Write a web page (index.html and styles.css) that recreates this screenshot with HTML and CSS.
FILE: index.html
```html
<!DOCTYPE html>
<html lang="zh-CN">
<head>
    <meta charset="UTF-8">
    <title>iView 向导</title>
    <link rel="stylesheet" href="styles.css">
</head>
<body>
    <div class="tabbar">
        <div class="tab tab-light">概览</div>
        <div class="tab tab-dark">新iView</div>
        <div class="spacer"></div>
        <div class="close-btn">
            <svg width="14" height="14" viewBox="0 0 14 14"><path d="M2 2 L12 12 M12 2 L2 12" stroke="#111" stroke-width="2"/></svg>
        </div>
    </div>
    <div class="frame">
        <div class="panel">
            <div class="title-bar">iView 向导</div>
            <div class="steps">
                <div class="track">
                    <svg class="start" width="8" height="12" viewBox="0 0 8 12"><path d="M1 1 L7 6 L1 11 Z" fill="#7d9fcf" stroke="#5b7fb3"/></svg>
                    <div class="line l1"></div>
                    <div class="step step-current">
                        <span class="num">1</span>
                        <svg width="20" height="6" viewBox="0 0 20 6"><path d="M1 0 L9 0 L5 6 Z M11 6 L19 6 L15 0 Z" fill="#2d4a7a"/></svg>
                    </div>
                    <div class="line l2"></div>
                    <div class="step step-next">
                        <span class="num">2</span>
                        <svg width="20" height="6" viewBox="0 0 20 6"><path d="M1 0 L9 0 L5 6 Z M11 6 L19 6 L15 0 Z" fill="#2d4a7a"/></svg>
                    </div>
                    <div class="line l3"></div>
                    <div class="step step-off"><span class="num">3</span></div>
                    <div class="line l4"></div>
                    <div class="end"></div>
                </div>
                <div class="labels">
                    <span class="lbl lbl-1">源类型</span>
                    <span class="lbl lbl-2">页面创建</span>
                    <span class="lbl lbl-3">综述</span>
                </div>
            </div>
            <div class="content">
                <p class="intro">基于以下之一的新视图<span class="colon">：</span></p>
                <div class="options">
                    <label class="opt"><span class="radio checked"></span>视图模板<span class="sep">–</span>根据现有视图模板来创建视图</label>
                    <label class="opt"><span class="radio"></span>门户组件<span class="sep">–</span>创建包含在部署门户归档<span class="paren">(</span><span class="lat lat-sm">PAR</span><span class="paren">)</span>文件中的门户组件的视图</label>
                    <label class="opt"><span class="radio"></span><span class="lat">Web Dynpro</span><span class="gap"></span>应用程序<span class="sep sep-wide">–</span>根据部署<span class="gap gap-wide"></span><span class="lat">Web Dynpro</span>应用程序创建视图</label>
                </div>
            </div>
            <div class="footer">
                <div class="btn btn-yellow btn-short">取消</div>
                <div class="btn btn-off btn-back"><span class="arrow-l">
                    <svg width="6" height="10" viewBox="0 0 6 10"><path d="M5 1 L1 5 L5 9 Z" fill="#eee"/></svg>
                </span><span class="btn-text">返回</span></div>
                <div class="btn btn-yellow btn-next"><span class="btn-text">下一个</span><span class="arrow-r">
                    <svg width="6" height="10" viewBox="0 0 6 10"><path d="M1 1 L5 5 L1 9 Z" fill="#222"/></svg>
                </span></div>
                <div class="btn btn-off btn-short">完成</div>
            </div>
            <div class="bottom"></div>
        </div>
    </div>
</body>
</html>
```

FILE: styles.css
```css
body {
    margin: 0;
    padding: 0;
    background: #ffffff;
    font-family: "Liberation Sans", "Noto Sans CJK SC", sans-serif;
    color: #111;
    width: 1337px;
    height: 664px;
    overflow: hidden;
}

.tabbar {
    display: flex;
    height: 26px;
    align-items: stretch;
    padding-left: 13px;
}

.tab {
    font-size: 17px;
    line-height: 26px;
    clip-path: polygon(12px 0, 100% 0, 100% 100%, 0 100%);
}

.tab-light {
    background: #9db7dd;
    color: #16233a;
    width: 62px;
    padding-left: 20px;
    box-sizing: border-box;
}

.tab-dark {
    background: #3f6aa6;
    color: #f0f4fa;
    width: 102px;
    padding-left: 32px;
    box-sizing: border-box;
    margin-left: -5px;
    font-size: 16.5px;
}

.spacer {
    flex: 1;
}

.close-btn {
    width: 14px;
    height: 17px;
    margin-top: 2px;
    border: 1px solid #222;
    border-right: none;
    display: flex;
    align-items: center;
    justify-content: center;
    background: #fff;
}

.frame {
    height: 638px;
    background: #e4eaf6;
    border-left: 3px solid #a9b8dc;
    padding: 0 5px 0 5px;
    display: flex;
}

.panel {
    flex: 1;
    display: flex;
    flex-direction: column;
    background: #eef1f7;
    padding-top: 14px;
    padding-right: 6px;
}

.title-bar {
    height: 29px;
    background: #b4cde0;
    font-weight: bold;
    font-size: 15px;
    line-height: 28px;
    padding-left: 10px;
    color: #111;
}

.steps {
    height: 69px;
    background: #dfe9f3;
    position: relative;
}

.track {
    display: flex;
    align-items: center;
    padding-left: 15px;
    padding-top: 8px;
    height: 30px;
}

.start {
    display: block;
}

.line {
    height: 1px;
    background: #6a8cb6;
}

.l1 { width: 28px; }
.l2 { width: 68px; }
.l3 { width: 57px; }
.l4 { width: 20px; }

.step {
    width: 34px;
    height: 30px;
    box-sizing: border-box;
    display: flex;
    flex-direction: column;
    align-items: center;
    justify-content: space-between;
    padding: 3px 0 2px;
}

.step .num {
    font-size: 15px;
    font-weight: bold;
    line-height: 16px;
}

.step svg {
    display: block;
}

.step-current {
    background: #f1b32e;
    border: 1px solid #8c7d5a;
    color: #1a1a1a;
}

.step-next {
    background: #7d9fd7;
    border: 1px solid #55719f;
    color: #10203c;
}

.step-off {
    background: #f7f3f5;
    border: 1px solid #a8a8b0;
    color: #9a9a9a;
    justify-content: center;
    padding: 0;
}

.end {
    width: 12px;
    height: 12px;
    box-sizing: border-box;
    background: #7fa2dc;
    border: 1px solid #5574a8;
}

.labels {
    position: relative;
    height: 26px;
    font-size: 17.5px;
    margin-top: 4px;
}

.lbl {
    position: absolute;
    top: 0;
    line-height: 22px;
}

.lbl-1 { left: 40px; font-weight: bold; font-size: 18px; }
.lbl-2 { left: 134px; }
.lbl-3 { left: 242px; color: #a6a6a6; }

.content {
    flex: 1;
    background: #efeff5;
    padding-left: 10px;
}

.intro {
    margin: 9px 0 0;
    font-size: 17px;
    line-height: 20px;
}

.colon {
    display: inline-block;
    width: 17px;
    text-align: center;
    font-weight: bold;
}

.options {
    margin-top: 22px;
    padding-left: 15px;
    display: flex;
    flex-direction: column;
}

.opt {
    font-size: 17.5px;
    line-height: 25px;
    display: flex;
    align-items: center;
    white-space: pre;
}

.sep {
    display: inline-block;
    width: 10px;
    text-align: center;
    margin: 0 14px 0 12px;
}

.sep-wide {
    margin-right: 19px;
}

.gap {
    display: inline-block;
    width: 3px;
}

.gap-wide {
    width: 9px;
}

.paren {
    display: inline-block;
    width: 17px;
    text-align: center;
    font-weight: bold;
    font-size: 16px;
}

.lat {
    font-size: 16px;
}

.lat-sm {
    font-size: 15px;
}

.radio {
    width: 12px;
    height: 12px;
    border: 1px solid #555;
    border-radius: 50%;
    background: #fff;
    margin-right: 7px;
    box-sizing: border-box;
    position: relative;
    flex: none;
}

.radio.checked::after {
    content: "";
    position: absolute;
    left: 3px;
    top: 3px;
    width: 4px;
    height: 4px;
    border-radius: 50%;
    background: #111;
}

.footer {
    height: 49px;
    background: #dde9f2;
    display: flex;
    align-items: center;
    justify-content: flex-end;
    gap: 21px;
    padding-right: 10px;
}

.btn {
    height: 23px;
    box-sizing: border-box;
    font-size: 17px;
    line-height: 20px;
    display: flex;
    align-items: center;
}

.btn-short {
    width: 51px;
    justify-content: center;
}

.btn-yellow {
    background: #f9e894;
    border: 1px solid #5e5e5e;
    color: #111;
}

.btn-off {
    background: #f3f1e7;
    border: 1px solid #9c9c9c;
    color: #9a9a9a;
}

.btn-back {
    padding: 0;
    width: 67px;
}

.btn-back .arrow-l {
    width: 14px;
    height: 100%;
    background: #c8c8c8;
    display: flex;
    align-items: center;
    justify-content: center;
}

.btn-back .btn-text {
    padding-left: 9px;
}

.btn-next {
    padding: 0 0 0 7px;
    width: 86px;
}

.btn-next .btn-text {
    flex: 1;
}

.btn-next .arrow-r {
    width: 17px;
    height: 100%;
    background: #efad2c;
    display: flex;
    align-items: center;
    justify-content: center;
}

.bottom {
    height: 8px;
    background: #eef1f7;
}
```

◆ ◆ ◆ ◆

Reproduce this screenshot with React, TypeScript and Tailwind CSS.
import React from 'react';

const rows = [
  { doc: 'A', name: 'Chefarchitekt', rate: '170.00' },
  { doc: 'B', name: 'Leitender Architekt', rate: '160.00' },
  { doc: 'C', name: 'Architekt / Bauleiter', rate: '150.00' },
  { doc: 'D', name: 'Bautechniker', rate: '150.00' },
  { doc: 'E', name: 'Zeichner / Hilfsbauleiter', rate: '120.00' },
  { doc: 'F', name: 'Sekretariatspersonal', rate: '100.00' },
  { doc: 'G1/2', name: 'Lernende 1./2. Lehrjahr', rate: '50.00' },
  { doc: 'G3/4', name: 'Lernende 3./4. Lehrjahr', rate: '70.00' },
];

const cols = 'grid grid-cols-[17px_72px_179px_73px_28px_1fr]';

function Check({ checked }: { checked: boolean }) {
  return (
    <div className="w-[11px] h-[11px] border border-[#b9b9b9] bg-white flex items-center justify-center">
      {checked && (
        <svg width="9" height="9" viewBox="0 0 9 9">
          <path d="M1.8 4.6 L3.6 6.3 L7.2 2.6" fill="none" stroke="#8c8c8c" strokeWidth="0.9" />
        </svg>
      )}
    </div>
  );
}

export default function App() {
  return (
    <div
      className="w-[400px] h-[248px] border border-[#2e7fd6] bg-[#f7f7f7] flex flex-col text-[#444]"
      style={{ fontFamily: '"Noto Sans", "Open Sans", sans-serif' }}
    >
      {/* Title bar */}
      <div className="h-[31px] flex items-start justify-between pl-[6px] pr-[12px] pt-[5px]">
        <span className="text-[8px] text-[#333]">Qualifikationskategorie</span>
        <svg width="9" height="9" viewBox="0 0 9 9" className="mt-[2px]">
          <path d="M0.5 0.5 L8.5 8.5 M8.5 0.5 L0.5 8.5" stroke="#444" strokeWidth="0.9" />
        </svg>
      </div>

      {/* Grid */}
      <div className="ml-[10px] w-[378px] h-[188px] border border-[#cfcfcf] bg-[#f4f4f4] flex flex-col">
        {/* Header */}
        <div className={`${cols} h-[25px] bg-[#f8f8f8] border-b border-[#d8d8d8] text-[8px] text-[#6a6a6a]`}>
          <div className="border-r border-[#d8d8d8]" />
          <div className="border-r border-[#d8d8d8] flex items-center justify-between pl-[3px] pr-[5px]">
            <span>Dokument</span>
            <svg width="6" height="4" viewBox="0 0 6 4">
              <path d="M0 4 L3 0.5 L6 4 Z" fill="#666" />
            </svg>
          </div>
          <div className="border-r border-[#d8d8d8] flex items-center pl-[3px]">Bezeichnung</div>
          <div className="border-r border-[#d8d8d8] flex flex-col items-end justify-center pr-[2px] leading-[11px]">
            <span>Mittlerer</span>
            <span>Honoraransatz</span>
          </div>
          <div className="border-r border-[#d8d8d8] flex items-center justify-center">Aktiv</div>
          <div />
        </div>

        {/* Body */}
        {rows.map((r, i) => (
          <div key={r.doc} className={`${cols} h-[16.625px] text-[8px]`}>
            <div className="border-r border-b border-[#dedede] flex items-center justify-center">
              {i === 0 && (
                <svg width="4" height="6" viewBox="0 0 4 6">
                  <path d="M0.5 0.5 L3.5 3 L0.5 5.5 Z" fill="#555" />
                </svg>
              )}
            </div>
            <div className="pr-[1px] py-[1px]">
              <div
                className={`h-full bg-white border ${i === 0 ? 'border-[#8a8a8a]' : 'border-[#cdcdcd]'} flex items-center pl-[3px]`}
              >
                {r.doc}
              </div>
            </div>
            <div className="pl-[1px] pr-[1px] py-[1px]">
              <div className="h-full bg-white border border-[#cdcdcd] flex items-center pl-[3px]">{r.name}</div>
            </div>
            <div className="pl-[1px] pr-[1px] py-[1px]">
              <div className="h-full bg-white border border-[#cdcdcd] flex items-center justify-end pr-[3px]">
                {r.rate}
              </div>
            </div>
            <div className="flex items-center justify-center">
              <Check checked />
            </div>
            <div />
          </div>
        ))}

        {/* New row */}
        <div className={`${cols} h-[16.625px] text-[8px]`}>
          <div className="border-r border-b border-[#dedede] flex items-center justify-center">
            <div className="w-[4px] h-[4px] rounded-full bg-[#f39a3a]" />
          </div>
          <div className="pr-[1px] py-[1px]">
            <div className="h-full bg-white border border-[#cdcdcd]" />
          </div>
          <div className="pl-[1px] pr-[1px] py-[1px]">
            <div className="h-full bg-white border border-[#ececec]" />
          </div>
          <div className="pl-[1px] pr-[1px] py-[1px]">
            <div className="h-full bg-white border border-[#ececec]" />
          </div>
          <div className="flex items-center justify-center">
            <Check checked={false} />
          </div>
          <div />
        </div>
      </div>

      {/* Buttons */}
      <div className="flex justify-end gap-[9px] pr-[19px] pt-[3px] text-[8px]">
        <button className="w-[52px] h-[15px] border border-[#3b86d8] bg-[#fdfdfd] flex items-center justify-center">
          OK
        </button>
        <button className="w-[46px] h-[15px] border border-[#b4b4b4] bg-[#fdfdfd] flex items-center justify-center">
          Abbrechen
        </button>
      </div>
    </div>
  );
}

◆ ◆ ◆ ◆

(WRITTEN EXERCISE):
Go through the records and gather the lines that hold "styles".

(FULL SOLUTION):
Write a web page (index.html and styles.css) that recreates this screenshot with HTML and CSS.
    <link rel="stylesheet" href="styles.css">
FILE: styles.css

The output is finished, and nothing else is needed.